Daily Ireland
- Type: Daily newspaper
- Format: Tabloid
- Owner: Andersonstown News
- Editor: Colin O'Carroll
- Founded: January 2005
- Ceased publication: September 2006
- Political alignment: Irish Republican
- Headquarters: Teach Basil, Belfast
- Circulation: 10,080 (as of January–June 2006)

= Daily Ireland =

Newspaper

Daily Ireland was an Irish daily newspaper which existed from January 2005 to September 2006 to cover news stories from an Irish republican viewpoint. It was linked to the Belfast local newspaper, the Andersonstown News. In September 2006, the newspaper announced it was ceasing publication, with the 475th and last issue published on 7 September.

==Positioning==
Its supporters regarded the paper as the first mass market Irish republican newspaper. Critics accused it of being overly supportive of the politics of Sinn Féin, the biggest nationalist party in Northern Ireland. Some supporters and opponents compared it to the defunct Irish Press newspaper, which was strongly associated with, and supportive of, Fianna Fáil.

A statement placed on the department website by Minister for Justice, Equality and Law Reform, Michael McDowell, claimed the newspaper was backed by the Provisional IRA and compared it to the Nazi Party newspaper the Völkischer Beobachter, led to a threat of legal action for defamation by the publishers of the papers. The publishers denied his allegation and demanded its withdrawal. As some Sinn Féin supporters have been killed or threatened by loyalists, staff at Daily Ireland contended that McDowell's comments put them in danger. A member of the paper's management was later told by the Police Service of Northern Ireland that he was at risk of attack by loyalist paramilitaries. McDowell refused to withdraw his comments, and told Daily Ireland he would see them in court. When they brought a suit against him in Belfast, his defence team declared that as Minister of Justice, McDowell had sovereign immunity. Judgment in the case was reserved.

==Circulation==
In May 2005 the management of the paper denied media reports that Daily Ireland was experiencing poor circulation and was about to lay off many of its staff. This was confirmed by the paper on 14 May 2005 when it claimed that poor advertising revenue was being caused by the decision of the British government not to place advertisements in it (as it is obliged to do with papers that have reached a certain circulation), and that 30 jobs were in danger as a result. Government policy at the time was not to advertise in publications for which audited circulation figures were not available and as a new publication, these figures were yet to be published for Daily Ireland. It has been said that the government advertises in many newspapers in Northern Ireland without an audited circulation figure, including the Tyrone Courier published by unionist peer John Taylor. However, circulation figures for the Dungannon News and Tyrone Courier are available for inspection at www.abc.org.uk, and state that for the period January to July 2007, that newspaper's circulation stood at 15,441.
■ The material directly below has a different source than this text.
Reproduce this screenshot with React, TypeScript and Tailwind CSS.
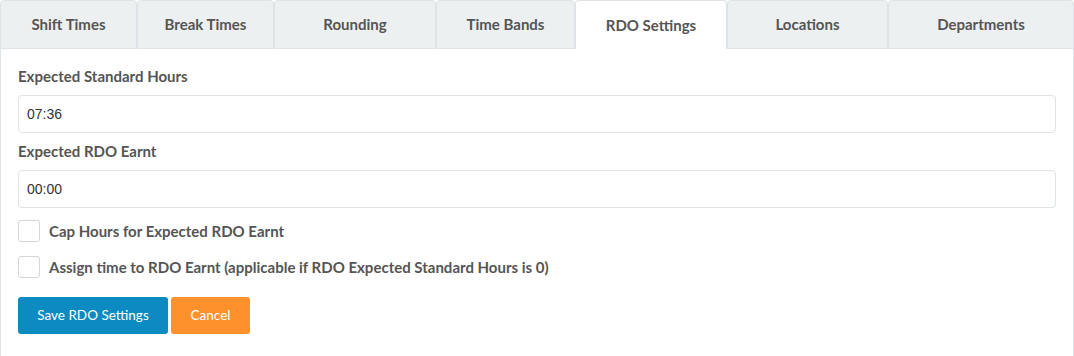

According to the Audit Bureau of Circulations, the paper had an average circulation of 10,080 for the first six months of 2006. In contrast the Irish Independent had a circulation of approximately 160,000 and the Irish Times a circulation of 117,000. They are not universally available in Northern Ireland and so have their principal market in the Republic of Ireland, unlike Daily Ireland which was intended to be an all-Ireland newspaper. The Irish News, which is largely restricted to Northern Ireland, has a circulation of over 50,000. Though new newspapers regularly start at a low base and lose money for their first couple of years, no Irish national newspaper in recent years which started at such a low base has survived, with newspapers such as the Stars on Sunday, Daily News and Dublin Daily, attracting higher initial base circulations in smaller markets (the former two in the Republic, the latter in Dublin) before folding. Columnists included writer Danny Morrison, Green politician Patricia McKenna and journalist Frank Connolly.

Daily Ireland had its head office in Belfast, and one journalist David Lynch worked for the newspaper from Dublin. Lynch also reported from the Middle East for the newspaper in early 2006, and some of his reports are included in his book A Divided Paradise: An Irishman in the Holy Land (New Island, Jan 2009).

The newspaper was also awarded the 2006 European Union organised For Diversity. Against Discrimination Journalism Awards for a series of articles written by David Lynch about the Traveller community in Ireland.

==Ceasing publication==
On 7 September 2006, Daily Ireland managing director Mairtin Ó Muilleoir announced that the paper would cease publishing, with the last issue published on 7 September 2006.